- **Stated task**:
Filter the data below for the string "this" and copy each matching line.

(Records)
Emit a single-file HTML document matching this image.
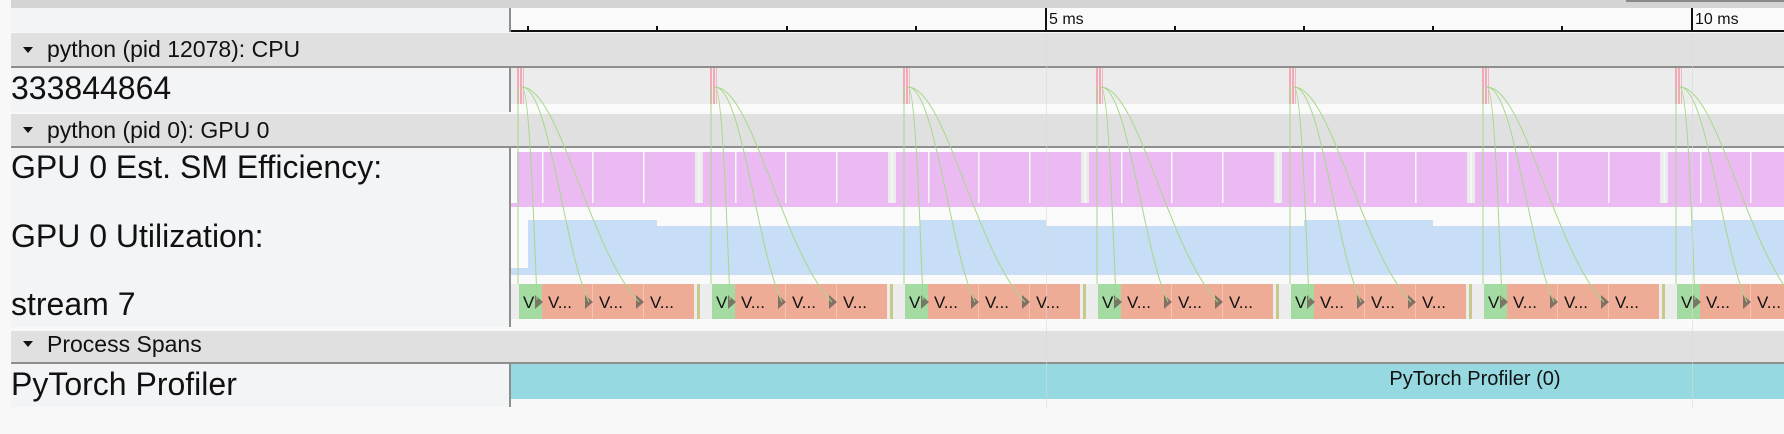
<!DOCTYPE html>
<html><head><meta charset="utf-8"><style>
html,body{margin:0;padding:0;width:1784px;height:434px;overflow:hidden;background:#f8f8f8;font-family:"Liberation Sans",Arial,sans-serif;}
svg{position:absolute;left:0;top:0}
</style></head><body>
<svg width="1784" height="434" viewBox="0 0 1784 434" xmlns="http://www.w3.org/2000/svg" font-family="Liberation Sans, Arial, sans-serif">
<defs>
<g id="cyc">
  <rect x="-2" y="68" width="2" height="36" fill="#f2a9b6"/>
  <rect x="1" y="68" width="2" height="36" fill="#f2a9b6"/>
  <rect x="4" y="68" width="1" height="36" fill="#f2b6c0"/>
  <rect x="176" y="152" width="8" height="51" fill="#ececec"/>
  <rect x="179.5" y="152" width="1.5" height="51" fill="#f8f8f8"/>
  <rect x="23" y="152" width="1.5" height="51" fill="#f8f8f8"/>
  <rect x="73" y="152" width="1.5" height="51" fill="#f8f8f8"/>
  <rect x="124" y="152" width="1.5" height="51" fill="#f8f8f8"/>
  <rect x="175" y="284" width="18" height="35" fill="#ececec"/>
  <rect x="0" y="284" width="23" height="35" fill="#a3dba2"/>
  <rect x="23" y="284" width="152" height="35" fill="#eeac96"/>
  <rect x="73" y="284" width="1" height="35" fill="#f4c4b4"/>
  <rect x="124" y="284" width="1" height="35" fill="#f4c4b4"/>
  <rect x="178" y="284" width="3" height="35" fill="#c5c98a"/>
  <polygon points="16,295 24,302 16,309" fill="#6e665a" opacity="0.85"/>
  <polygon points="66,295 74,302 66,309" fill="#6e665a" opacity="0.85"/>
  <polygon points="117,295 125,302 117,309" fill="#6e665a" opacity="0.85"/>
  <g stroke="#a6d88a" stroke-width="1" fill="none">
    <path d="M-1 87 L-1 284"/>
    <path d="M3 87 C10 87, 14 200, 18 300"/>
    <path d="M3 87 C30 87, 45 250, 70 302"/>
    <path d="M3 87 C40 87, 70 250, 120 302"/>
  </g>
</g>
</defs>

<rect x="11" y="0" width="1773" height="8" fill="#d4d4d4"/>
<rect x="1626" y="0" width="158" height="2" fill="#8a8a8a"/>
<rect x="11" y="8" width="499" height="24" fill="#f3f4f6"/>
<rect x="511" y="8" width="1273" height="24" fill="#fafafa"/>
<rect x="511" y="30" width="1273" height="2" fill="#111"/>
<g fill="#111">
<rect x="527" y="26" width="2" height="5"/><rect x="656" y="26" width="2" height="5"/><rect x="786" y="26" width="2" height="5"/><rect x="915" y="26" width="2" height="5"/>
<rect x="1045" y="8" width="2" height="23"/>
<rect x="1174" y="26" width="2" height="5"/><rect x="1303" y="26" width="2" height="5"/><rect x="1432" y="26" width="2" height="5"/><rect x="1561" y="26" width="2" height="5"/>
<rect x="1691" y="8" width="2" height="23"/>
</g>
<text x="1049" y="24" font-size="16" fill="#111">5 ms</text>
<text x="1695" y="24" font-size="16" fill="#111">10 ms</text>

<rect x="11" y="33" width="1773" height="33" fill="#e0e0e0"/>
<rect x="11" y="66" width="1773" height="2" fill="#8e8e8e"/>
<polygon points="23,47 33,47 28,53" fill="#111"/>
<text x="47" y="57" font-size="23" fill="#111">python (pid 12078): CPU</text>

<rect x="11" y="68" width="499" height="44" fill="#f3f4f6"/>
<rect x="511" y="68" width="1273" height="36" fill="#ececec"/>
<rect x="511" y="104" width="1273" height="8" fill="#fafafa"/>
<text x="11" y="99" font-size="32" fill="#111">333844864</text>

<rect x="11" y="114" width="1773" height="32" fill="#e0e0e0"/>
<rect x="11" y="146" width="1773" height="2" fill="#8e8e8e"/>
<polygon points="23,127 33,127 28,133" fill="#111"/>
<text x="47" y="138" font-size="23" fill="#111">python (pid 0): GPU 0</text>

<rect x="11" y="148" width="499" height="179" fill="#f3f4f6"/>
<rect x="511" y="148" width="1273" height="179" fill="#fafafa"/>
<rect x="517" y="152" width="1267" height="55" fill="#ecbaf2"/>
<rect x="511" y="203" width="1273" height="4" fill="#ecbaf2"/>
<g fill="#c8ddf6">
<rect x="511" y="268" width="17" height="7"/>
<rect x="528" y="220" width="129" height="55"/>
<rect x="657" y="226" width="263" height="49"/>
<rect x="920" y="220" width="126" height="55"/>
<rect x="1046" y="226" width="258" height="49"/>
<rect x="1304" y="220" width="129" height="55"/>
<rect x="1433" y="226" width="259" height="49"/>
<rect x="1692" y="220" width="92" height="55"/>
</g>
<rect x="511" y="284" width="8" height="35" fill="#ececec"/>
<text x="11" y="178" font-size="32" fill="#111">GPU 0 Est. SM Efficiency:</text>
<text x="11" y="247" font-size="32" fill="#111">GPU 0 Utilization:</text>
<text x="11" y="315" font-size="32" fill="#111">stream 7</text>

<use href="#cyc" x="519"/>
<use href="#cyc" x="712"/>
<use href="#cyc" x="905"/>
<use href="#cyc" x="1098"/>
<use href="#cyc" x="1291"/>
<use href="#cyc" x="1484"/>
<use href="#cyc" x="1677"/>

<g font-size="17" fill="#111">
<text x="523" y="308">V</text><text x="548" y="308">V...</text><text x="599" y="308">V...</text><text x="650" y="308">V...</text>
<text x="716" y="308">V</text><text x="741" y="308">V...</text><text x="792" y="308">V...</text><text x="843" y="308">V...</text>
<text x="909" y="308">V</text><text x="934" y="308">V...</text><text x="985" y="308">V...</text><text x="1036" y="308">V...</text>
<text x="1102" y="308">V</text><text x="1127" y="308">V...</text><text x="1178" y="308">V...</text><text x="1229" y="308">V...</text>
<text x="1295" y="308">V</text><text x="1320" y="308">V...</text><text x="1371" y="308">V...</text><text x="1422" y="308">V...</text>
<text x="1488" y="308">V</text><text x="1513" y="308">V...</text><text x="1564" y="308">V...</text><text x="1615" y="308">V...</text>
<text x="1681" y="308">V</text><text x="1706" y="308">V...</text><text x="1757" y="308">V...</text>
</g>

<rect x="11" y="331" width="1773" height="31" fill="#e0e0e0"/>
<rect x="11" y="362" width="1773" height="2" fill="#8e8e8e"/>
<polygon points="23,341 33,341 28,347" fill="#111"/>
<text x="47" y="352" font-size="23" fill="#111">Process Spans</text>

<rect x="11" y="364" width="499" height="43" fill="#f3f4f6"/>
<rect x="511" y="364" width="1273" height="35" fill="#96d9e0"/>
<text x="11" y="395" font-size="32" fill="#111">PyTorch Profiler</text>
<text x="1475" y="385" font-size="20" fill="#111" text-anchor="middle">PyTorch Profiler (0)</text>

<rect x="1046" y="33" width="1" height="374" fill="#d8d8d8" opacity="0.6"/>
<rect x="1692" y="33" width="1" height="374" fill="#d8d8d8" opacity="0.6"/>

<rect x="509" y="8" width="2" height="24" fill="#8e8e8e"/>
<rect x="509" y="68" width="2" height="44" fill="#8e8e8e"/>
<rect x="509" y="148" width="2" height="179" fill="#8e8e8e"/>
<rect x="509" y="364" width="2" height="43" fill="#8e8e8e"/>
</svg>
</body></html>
...
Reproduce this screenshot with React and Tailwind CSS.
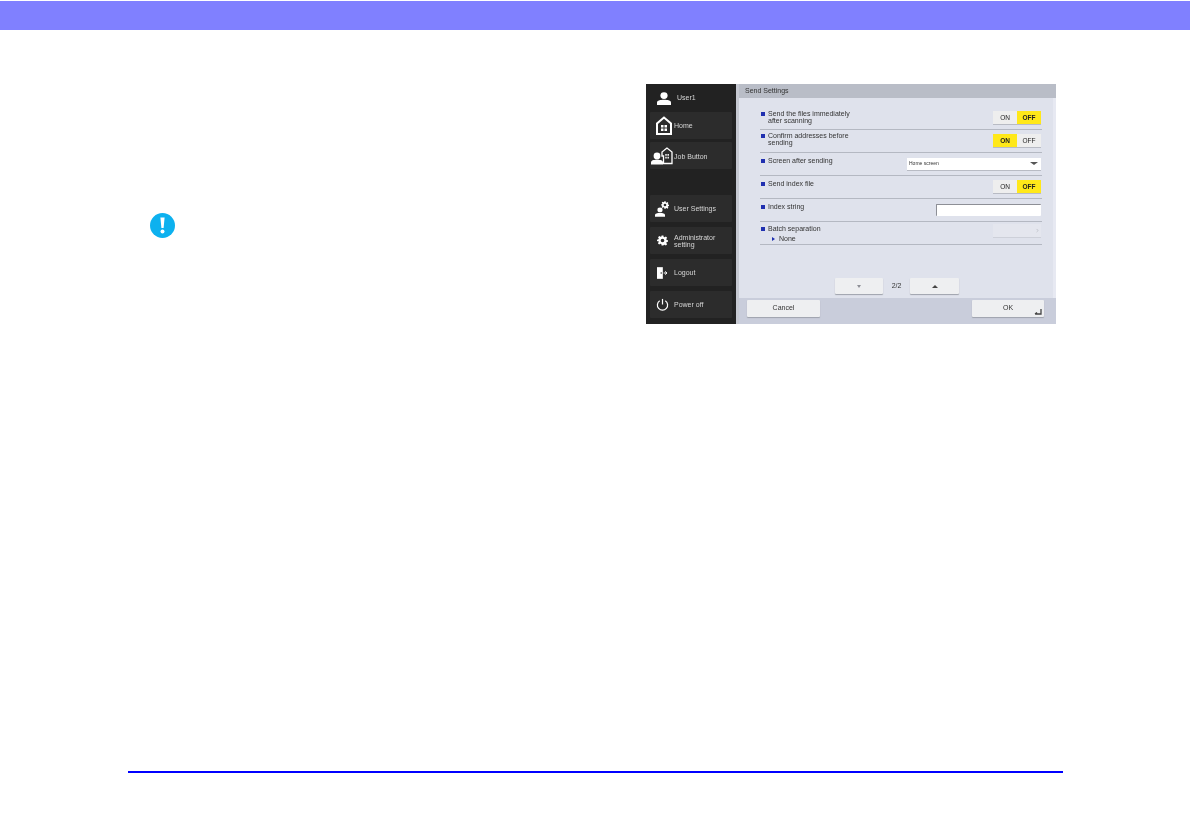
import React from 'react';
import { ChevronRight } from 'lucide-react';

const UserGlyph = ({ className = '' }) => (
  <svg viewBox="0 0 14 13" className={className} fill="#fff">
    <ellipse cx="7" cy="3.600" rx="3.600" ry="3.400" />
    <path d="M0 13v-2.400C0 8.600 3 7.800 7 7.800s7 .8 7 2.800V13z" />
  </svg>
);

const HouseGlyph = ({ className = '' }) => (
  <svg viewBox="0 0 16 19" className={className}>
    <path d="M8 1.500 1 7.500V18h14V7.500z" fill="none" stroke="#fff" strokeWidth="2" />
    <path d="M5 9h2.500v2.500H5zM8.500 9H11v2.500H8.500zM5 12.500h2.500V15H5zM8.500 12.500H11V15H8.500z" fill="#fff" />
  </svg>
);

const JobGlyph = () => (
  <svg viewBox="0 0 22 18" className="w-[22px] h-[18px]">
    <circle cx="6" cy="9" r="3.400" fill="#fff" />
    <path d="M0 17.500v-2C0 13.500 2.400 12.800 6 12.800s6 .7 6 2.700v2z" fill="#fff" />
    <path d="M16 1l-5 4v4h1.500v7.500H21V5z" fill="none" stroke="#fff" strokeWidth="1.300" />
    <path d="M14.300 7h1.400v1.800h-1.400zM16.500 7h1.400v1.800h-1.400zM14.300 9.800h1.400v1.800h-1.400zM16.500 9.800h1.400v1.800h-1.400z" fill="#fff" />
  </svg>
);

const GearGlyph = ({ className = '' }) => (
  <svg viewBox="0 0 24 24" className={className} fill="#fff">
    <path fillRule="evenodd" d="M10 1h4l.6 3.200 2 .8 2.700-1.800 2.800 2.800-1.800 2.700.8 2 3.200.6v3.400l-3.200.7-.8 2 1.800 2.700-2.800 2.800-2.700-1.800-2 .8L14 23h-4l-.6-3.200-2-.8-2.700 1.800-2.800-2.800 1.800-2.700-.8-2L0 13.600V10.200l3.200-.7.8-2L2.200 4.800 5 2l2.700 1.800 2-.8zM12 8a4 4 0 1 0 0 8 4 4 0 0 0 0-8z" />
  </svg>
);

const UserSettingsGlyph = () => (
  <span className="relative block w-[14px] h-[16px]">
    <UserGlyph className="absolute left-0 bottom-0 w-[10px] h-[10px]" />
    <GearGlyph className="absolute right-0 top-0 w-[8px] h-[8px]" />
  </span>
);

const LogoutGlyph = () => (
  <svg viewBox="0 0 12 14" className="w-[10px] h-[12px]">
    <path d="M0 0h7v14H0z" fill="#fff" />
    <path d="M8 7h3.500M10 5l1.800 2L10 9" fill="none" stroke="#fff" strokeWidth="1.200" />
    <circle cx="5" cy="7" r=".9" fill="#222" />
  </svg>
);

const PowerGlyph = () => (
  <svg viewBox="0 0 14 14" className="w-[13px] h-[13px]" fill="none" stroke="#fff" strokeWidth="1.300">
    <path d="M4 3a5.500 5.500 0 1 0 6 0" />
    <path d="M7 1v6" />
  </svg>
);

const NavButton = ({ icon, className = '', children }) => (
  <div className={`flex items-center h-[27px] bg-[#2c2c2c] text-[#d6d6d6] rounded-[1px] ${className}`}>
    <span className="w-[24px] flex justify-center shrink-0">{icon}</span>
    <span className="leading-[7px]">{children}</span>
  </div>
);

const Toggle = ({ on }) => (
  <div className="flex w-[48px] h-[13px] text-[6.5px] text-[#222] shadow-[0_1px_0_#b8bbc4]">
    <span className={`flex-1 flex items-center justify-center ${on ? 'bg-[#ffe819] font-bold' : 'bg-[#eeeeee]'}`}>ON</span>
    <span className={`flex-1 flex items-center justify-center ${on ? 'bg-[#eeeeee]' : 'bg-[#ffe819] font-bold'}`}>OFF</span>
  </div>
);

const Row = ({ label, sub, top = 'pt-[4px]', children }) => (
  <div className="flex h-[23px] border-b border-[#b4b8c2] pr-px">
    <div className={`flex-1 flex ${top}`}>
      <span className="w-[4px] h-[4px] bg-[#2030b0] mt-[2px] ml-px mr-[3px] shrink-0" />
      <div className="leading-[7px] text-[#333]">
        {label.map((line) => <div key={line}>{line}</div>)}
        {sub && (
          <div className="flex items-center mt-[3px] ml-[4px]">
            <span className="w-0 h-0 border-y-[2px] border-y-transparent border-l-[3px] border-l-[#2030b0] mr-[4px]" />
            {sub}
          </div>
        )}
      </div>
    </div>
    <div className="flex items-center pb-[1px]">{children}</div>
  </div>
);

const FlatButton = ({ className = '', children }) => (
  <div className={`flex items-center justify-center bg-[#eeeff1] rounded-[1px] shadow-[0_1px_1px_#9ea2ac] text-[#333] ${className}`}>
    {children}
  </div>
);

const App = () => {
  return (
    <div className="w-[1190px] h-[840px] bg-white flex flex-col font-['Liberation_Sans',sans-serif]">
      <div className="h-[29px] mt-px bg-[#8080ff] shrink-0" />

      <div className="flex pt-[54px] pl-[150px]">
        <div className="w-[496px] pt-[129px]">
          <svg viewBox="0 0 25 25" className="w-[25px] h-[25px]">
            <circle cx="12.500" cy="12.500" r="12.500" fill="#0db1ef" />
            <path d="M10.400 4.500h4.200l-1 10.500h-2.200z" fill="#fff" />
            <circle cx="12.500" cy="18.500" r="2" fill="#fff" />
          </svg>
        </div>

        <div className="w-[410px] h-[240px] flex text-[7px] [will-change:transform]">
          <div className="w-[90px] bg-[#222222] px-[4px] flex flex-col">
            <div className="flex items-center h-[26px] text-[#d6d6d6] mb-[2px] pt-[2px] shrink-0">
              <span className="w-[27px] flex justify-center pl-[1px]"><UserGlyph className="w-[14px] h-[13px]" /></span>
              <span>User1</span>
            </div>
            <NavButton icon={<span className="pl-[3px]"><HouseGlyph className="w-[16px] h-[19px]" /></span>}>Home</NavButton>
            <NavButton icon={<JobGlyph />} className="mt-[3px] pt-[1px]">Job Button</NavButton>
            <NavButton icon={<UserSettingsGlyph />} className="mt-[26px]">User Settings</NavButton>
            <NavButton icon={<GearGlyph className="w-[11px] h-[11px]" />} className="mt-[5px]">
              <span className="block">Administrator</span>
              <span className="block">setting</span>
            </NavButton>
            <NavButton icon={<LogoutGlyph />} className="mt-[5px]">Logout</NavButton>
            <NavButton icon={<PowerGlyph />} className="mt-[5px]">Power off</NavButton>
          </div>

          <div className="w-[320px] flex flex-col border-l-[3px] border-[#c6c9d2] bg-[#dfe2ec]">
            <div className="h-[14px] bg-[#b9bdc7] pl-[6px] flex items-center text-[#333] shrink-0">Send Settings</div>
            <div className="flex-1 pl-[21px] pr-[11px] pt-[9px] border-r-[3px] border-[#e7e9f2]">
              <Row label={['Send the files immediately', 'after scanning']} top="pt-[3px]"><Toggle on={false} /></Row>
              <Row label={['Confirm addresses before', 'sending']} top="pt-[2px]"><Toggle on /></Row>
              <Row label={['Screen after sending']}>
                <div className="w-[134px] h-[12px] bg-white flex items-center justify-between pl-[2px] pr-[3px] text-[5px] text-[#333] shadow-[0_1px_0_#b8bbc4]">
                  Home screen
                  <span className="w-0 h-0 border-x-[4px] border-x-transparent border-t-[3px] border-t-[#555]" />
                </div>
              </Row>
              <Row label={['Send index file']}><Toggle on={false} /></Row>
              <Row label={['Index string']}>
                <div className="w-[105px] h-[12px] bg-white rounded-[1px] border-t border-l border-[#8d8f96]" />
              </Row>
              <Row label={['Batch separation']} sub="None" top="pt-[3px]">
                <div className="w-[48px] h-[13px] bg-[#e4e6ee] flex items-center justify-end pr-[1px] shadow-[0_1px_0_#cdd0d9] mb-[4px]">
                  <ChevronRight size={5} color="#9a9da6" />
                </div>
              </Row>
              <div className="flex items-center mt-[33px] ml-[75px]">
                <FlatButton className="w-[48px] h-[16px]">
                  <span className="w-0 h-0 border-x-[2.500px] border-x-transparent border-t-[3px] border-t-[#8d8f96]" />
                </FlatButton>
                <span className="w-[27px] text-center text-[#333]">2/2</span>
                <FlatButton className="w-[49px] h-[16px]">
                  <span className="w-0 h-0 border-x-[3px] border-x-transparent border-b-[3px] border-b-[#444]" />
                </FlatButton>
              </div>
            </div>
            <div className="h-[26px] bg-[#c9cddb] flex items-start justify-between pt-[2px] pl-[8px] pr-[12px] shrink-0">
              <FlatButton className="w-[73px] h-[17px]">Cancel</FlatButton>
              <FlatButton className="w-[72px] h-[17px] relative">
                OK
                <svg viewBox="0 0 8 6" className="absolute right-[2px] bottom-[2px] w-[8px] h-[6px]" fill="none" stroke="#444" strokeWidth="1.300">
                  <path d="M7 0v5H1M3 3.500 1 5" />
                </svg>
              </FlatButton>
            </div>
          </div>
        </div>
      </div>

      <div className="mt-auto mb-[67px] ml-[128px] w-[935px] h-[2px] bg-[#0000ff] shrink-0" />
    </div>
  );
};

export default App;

- **The completed task**:
Emit a single-file HTML document matching this image.
Reproduce this screenshot with React and Tailwind CSS.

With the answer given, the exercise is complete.